▶ [WORK TO DO] Write out the opening lines of the data word for word, up to and including the line with "slots) ---------- */", and leave every picture and every later line out.

▶ [DATA SECTION]

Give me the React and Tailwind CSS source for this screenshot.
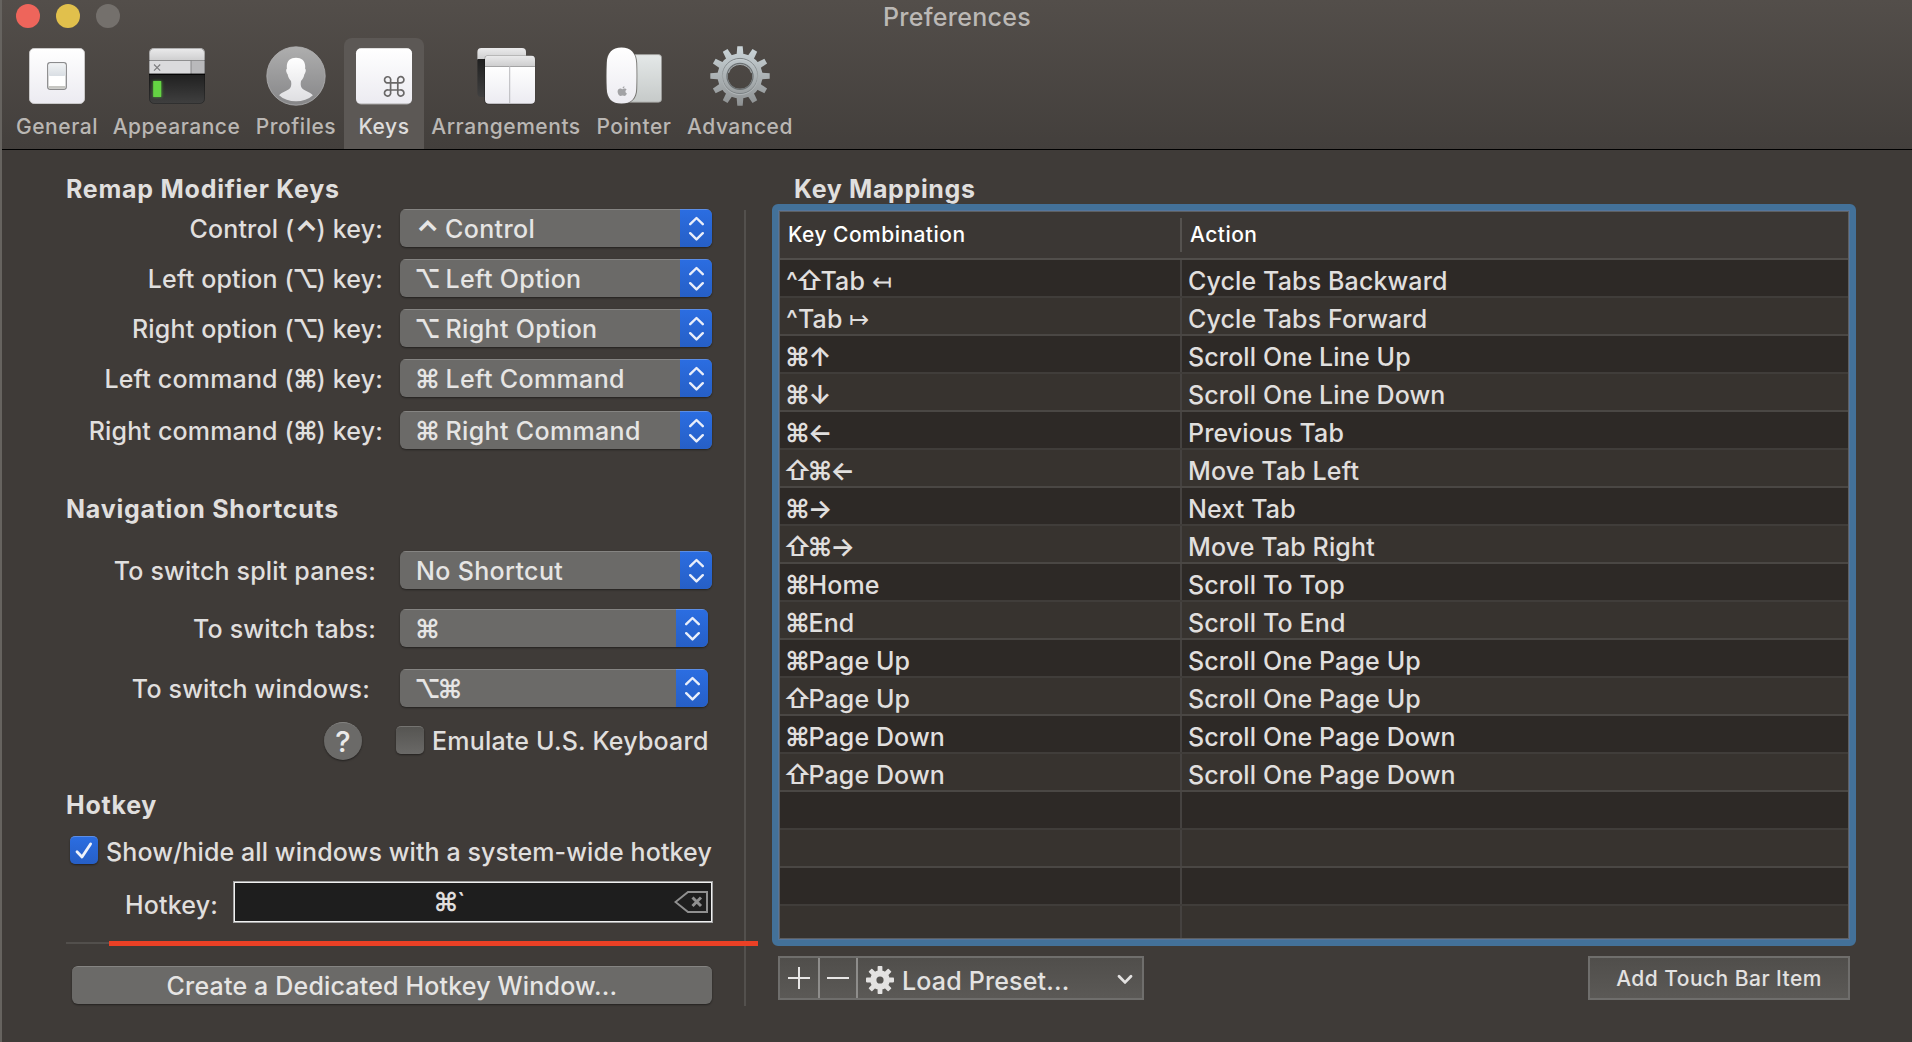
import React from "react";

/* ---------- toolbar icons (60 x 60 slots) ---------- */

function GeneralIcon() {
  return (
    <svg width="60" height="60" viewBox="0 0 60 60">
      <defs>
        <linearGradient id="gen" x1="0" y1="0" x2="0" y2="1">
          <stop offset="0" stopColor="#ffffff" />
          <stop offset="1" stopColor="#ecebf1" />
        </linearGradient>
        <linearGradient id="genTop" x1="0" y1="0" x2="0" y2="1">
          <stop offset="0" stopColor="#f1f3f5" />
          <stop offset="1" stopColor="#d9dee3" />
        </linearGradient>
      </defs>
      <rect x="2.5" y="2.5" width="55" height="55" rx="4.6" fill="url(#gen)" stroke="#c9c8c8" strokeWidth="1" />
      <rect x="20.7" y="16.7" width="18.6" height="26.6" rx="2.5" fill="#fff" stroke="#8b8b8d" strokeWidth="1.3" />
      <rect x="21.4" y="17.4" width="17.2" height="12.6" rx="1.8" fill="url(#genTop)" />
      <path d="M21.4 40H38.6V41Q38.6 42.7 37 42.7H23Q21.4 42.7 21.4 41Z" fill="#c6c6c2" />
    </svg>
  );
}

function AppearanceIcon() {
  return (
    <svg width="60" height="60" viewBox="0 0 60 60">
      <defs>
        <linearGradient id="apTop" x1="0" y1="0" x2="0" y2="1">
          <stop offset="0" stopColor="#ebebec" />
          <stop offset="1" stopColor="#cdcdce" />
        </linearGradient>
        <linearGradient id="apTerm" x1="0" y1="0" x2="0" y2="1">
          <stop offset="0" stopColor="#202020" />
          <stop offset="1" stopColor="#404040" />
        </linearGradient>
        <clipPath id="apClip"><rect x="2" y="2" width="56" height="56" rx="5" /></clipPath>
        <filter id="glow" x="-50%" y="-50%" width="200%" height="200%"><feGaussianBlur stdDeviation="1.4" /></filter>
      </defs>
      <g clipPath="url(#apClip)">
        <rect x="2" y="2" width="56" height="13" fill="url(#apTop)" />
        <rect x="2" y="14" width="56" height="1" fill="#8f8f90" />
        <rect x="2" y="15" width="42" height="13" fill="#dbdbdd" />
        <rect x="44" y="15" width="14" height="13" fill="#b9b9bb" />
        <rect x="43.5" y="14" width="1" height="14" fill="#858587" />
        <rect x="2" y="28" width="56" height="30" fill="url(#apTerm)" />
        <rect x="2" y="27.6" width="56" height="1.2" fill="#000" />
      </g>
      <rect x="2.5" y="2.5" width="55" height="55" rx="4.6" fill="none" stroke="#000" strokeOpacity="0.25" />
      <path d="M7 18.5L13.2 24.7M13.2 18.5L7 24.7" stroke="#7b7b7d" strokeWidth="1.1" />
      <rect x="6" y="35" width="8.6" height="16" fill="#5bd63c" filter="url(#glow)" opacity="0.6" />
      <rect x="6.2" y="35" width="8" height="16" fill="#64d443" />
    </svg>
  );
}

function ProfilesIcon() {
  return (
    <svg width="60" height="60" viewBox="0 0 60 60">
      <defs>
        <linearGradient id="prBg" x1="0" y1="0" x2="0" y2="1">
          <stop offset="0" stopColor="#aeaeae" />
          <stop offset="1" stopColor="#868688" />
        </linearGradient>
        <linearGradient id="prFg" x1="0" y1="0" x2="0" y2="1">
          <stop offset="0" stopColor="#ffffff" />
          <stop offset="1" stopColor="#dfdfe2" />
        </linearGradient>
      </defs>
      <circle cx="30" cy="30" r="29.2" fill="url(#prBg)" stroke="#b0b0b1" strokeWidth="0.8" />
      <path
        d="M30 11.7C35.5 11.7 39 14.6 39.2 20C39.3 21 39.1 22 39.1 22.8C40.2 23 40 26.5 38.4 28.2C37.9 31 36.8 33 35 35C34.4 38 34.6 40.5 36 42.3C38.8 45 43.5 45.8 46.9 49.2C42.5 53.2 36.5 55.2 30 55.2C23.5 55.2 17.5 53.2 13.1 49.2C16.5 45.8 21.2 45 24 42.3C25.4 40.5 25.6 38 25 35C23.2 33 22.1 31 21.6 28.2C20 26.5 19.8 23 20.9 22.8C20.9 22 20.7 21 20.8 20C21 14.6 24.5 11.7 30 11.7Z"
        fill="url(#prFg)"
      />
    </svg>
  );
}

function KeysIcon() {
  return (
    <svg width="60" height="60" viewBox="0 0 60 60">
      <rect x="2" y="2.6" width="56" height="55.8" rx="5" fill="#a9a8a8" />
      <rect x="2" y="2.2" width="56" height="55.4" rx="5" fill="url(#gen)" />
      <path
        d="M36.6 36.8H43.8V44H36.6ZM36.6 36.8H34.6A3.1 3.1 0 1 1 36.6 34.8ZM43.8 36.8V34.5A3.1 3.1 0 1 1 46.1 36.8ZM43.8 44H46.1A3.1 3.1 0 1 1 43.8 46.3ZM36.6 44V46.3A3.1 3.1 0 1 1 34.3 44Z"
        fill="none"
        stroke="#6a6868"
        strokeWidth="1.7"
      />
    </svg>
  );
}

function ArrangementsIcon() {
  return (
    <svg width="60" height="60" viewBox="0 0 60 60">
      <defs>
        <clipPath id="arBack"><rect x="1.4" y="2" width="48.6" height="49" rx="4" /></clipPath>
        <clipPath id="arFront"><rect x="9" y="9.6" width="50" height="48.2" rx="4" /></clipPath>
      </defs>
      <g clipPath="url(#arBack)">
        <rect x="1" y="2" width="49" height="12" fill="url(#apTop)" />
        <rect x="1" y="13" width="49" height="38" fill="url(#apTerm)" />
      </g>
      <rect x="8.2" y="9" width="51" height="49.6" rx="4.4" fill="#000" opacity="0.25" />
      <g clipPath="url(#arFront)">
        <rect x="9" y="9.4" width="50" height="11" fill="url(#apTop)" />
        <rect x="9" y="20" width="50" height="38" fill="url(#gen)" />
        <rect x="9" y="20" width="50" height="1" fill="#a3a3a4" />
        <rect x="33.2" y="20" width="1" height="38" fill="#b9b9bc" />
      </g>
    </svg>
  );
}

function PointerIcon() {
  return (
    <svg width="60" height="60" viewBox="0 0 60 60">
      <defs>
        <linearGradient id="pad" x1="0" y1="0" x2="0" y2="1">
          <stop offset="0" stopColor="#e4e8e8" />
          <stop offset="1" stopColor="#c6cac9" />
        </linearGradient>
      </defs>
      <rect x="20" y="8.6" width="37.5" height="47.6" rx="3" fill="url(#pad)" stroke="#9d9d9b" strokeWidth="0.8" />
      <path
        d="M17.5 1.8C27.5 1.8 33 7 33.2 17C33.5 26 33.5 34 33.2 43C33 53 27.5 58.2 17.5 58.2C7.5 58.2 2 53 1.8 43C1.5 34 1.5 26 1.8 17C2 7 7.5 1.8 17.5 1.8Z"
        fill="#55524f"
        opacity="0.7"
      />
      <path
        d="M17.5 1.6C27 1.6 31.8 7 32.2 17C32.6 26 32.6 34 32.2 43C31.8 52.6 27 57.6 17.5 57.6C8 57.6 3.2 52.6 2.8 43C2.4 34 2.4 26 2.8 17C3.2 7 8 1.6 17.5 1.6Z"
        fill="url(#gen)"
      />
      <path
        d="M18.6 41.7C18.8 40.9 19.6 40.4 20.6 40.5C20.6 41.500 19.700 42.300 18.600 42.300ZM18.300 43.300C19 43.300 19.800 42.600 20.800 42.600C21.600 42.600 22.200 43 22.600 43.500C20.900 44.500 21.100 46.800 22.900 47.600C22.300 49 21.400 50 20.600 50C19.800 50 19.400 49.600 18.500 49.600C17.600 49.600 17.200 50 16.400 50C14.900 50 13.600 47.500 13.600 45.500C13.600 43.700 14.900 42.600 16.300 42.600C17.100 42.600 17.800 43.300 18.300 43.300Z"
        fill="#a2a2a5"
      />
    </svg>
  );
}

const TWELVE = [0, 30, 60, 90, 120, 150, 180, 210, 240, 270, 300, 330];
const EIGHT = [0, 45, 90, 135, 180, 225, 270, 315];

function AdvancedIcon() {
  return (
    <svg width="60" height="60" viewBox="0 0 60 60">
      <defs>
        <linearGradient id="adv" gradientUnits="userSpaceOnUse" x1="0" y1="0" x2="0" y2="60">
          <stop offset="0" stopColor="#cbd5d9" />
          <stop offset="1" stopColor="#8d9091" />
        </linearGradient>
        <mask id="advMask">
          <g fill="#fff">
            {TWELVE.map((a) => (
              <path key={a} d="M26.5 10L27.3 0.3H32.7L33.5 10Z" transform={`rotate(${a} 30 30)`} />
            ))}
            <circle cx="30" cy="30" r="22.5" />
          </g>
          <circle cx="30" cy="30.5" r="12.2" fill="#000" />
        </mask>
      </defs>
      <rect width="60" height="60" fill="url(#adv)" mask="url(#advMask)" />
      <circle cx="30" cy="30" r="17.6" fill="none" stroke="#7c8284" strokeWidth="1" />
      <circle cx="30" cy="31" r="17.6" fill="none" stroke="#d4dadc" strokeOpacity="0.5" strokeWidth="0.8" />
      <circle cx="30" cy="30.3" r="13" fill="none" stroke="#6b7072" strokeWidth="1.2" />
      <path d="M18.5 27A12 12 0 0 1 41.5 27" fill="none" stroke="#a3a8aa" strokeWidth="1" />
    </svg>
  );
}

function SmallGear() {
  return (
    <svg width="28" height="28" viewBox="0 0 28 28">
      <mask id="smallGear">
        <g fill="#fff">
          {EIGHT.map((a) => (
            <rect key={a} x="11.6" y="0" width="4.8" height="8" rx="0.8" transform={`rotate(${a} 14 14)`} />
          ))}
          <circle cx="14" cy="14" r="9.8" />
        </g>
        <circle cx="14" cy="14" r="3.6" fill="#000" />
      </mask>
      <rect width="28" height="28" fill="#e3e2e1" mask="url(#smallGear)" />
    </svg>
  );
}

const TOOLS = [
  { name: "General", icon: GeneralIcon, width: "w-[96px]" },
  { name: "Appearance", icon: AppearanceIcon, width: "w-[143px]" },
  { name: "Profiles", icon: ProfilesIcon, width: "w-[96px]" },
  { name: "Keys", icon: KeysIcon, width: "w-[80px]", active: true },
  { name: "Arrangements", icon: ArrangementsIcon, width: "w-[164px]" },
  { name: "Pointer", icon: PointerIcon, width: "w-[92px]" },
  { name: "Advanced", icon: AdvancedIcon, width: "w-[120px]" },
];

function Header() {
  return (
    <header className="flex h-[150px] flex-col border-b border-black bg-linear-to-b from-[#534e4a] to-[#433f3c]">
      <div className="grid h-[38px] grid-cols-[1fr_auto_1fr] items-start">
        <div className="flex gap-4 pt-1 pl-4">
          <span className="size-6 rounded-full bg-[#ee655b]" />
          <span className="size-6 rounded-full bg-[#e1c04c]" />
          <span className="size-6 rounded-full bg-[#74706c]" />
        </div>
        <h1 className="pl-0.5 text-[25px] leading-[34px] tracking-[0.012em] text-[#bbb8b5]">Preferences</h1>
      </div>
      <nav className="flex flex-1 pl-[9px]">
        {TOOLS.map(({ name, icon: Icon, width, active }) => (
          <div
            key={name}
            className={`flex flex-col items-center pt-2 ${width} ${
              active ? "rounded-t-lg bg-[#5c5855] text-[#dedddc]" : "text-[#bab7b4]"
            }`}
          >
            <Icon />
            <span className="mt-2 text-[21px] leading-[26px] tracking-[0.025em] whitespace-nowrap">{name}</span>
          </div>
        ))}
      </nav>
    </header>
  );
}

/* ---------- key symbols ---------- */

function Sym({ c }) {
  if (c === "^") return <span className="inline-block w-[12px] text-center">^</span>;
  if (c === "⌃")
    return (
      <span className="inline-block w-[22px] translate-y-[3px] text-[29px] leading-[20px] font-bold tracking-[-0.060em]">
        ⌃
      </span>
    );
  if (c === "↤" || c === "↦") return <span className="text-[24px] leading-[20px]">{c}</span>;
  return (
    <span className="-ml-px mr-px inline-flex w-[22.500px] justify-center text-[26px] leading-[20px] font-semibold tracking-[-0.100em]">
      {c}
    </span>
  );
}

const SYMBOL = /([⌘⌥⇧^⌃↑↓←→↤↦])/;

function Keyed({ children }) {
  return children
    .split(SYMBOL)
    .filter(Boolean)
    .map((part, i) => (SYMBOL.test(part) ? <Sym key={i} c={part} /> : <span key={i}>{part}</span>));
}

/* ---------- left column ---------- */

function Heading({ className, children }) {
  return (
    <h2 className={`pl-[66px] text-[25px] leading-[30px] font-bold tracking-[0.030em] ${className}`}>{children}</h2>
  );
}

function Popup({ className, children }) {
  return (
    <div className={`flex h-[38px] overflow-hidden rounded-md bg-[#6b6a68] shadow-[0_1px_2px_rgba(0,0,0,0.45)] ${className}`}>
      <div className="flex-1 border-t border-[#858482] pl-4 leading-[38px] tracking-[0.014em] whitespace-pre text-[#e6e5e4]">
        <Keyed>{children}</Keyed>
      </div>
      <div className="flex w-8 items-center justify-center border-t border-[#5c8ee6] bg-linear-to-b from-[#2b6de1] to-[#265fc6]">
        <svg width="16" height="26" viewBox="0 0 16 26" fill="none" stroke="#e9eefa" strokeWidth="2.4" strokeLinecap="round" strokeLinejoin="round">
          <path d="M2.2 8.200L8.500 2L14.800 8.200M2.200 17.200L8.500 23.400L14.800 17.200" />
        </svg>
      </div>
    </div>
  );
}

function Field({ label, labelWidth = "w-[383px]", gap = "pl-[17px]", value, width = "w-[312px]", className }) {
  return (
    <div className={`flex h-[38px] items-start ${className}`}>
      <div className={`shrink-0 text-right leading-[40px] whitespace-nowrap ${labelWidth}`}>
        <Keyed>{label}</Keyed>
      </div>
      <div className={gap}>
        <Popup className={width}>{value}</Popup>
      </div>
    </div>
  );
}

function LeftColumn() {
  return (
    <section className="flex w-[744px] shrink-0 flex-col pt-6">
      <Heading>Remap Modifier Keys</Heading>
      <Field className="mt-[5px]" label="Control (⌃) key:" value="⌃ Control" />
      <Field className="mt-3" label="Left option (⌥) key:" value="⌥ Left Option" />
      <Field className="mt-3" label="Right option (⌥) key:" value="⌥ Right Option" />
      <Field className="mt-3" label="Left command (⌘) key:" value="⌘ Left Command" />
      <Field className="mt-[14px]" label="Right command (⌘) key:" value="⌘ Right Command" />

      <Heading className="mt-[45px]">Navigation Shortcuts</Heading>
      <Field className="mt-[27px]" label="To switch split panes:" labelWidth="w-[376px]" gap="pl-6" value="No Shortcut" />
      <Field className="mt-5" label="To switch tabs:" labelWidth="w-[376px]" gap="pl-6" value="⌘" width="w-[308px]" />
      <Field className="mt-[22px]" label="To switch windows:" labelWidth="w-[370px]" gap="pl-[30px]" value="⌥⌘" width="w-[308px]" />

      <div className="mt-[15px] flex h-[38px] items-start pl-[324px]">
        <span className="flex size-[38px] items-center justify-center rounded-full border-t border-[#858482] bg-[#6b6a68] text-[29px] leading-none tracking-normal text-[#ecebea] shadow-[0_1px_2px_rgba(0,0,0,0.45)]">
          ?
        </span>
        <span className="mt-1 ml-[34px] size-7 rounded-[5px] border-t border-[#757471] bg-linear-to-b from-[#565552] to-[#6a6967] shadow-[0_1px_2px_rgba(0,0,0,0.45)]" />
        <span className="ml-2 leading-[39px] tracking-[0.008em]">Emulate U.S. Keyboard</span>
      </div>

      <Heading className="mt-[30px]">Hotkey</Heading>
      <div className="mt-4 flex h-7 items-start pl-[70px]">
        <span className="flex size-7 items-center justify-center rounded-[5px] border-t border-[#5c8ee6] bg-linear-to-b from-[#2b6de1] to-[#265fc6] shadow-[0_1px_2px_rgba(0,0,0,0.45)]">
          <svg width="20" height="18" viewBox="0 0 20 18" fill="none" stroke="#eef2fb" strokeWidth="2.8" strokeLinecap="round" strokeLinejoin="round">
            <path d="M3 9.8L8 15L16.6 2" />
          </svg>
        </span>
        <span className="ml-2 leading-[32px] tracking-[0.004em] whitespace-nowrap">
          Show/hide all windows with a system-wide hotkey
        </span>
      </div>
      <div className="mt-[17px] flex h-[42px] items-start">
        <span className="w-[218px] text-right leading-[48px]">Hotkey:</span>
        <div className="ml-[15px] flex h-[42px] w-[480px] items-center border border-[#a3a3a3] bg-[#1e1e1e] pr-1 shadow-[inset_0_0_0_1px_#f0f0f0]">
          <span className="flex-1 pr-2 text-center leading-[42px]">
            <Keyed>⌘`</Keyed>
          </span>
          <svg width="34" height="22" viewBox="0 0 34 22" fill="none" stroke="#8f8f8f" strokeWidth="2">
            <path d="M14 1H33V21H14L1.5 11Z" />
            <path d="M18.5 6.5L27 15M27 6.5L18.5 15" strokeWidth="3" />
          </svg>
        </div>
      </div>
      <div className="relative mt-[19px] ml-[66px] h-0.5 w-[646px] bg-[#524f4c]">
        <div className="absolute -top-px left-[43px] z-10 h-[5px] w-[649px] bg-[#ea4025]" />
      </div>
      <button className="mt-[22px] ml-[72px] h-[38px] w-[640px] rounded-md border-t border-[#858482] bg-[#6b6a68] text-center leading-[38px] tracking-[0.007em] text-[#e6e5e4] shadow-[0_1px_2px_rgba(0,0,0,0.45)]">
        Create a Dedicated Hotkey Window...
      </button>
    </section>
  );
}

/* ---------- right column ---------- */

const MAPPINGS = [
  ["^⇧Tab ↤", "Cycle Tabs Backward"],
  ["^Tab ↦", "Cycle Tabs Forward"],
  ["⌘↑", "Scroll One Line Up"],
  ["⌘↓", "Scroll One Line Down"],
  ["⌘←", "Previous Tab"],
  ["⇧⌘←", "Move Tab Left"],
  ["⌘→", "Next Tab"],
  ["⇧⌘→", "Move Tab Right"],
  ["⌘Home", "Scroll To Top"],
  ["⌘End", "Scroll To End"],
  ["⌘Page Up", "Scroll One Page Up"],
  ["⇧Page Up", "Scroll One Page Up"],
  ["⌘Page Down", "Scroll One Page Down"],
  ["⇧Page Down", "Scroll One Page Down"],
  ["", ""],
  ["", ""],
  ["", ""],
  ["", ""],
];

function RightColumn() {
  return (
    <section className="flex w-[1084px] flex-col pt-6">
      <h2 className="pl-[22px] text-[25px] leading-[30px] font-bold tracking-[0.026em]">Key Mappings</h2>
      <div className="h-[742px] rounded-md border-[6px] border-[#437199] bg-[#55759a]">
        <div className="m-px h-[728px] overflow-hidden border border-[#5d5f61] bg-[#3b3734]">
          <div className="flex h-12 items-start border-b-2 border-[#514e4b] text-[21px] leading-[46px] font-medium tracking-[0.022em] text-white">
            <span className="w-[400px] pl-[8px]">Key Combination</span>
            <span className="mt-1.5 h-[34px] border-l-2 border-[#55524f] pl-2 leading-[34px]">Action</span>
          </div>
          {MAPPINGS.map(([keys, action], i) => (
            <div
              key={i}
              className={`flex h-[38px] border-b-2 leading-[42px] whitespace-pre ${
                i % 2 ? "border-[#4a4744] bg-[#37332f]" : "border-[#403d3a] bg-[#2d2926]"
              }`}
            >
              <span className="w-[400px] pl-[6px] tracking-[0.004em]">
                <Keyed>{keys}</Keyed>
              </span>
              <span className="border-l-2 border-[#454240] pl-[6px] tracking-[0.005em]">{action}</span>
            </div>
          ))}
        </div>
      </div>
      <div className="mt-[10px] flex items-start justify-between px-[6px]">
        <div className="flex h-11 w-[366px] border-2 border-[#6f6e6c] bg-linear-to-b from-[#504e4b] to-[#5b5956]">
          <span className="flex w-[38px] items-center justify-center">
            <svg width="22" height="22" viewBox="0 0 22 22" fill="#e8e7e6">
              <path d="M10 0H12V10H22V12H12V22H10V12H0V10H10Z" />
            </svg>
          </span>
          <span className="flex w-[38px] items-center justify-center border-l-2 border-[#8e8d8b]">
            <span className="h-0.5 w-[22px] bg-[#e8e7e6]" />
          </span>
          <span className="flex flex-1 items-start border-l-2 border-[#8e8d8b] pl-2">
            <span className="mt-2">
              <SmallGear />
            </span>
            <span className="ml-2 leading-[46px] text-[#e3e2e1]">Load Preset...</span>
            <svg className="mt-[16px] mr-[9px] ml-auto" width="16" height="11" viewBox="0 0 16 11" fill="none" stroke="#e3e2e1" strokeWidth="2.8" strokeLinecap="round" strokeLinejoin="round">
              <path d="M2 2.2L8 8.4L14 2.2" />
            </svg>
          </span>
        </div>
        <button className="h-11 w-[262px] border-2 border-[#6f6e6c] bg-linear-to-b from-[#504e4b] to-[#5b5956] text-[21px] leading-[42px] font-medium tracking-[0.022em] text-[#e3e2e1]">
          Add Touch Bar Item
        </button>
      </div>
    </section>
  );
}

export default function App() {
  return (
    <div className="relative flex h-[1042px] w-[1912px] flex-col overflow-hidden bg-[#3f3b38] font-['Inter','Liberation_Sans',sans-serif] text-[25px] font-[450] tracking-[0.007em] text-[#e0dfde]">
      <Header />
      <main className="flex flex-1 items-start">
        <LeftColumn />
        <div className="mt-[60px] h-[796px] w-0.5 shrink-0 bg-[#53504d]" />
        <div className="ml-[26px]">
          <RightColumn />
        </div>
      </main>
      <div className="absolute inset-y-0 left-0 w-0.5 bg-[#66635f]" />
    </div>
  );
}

▶ [OUTPUT OF THE TASK]
Give me the React and Tailwind CSS source for this screenshot.
import React from "react";

/* ---------- toolbar icons (60 x 60 slots) ---------- */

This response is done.